Records for the task>
┌──
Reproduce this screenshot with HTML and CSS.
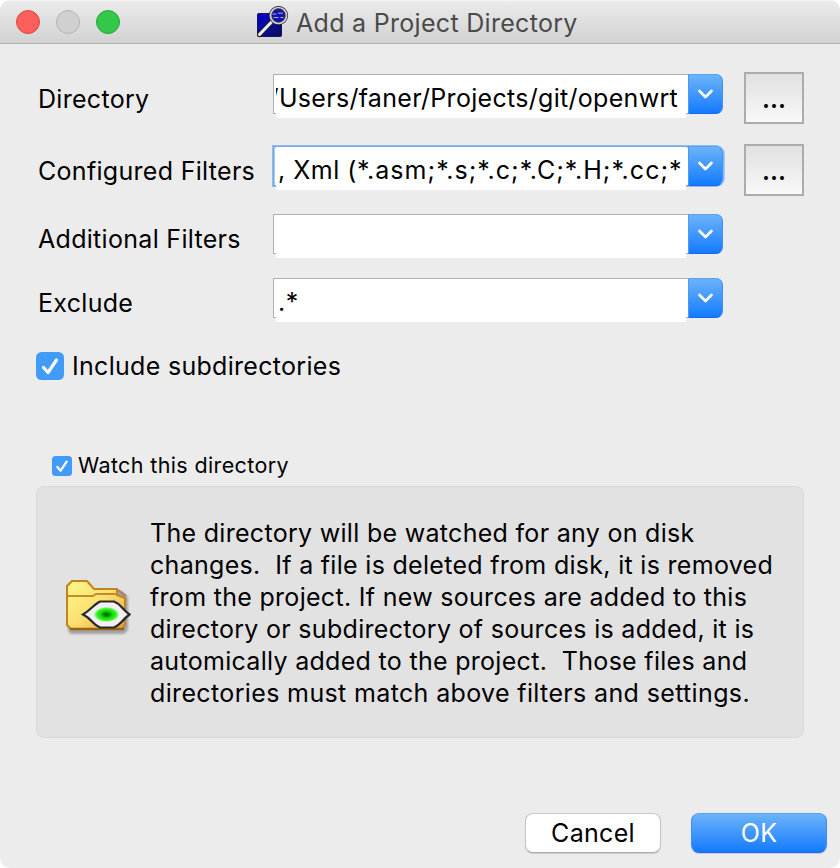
└──
┌──
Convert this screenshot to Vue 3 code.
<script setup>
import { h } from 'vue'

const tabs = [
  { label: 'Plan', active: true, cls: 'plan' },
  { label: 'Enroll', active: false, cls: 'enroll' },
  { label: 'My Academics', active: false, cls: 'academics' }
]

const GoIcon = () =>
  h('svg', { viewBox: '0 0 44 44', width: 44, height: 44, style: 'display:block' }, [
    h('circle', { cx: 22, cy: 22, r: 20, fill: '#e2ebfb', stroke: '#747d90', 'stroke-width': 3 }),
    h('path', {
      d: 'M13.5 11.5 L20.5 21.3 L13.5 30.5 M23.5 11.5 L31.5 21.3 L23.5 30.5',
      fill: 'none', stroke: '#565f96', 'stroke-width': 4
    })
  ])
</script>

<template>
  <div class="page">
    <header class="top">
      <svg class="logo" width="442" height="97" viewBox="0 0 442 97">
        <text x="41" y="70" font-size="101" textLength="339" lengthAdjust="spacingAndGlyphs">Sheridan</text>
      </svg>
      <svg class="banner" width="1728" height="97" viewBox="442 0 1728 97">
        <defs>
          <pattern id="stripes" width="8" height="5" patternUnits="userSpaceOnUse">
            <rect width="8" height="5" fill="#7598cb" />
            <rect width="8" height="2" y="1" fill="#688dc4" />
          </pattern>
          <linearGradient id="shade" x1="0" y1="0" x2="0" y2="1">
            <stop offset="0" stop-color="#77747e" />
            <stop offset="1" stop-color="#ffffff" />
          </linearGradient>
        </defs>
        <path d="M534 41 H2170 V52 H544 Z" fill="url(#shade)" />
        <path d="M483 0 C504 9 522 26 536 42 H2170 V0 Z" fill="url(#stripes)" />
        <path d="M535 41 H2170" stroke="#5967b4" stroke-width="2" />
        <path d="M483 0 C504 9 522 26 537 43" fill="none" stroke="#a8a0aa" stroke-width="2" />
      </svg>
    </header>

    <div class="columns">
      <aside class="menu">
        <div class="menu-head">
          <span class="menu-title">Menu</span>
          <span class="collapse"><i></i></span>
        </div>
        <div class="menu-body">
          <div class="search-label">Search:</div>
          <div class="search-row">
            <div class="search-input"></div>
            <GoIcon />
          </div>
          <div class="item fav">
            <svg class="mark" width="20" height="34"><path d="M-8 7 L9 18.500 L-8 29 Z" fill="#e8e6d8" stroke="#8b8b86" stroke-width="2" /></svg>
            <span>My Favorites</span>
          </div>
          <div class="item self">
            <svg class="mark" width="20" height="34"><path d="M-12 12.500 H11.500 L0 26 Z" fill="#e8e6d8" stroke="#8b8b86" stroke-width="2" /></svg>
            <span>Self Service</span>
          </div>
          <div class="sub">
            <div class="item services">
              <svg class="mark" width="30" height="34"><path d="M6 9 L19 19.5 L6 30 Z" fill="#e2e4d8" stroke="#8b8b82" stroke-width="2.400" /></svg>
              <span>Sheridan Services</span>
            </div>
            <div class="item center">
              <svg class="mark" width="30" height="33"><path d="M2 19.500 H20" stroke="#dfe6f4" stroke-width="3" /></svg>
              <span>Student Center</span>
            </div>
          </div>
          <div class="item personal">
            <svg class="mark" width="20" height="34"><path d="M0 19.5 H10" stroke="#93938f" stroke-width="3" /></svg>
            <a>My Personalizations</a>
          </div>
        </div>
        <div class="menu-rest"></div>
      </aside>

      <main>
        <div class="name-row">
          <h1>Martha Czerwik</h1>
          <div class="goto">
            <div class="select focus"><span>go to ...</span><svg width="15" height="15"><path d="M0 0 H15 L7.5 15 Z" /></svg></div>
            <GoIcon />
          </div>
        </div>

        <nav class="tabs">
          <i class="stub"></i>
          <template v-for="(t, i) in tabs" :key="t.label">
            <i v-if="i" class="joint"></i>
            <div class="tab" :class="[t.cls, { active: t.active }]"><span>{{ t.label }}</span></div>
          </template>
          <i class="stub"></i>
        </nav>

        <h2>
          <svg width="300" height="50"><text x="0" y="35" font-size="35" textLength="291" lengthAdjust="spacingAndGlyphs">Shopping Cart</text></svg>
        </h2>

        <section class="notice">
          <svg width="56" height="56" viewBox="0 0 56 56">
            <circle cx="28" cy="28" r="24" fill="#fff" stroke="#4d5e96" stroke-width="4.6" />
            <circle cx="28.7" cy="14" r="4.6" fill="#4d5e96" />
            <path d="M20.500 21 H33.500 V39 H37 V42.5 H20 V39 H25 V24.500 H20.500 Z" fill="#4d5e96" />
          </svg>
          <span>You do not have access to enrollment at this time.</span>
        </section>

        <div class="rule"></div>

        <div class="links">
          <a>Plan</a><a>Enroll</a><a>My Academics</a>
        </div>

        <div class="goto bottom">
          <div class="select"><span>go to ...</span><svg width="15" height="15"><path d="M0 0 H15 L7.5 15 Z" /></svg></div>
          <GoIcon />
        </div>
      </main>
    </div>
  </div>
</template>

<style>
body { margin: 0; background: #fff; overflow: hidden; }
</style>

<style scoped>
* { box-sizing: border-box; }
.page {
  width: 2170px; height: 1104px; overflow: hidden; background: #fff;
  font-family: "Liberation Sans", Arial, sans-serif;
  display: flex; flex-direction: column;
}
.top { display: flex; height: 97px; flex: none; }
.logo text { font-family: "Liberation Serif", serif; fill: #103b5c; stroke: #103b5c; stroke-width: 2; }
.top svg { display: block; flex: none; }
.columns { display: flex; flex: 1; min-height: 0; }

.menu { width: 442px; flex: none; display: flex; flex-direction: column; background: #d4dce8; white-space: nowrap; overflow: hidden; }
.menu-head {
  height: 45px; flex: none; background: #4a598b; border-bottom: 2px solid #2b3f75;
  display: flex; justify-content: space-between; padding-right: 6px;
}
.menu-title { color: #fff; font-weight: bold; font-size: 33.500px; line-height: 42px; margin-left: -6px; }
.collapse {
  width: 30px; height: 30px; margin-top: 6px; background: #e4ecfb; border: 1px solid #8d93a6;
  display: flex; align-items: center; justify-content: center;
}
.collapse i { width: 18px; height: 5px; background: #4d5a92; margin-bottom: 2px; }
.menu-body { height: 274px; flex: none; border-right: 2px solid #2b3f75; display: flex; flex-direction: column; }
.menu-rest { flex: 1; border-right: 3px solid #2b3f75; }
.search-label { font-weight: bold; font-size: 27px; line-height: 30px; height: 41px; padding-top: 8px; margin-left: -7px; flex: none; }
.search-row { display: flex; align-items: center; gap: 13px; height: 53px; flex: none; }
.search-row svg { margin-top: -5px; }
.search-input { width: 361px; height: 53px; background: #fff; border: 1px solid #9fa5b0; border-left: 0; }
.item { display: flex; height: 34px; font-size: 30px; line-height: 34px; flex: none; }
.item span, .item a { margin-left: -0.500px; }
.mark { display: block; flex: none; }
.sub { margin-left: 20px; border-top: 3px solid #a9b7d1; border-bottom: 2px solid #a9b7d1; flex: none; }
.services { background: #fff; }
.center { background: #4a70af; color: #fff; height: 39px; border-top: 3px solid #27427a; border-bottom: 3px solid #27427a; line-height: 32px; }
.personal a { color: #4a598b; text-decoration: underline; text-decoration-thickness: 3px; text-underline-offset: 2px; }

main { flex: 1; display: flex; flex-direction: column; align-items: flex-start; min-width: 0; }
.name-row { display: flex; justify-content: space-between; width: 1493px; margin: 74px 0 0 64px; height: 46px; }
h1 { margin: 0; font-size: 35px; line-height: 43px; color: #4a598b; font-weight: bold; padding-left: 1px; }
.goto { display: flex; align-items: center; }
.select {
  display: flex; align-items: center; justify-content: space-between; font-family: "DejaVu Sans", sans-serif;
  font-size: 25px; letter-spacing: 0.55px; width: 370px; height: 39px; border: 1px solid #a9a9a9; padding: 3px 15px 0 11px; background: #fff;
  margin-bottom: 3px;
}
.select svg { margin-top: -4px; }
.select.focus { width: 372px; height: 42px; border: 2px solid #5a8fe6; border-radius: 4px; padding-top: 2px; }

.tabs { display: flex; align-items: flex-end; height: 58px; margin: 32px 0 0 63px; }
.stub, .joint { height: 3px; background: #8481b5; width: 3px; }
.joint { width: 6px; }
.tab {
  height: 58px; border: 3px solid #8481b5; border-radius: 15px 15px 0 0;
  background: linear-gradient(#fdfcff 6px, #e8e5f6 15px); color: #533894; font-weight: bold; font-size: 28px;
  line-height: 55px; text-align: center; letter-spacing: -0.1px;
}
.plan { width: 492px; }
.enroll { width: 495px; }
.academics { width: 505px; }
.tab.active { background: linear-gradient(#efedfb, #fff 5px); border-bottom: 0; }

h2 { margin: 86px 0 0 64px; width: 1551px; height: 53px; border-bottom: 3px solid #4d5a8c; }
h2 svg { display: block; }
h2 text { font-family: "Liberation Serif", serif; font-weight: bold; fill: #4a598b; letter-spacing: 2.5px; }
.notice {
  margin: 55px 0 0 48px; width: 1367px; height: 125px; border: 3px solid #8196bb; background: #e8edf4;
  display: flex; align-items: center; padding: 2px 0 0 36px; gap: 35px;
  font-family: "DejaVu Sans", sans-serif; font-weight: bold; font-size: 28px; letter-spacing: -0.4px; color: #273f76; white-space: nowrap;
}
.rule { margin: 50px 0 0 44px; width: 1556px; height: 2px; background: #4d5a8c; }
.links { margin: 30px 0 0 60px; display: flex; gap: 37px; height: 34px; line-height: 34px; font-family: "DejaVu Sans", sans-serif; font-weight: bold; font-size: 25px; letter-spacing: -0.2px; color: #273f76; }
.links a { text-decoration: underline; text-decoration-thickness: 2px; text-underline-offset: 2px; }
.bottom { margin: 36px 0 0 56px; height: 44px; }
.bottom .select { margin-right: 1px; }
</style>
└──
Which lines in the records above contain the string "screenshot"? Copy each one.

Reproduce this screenshot with HTML and CSS.
Convert this screenshot to Vue 3 code.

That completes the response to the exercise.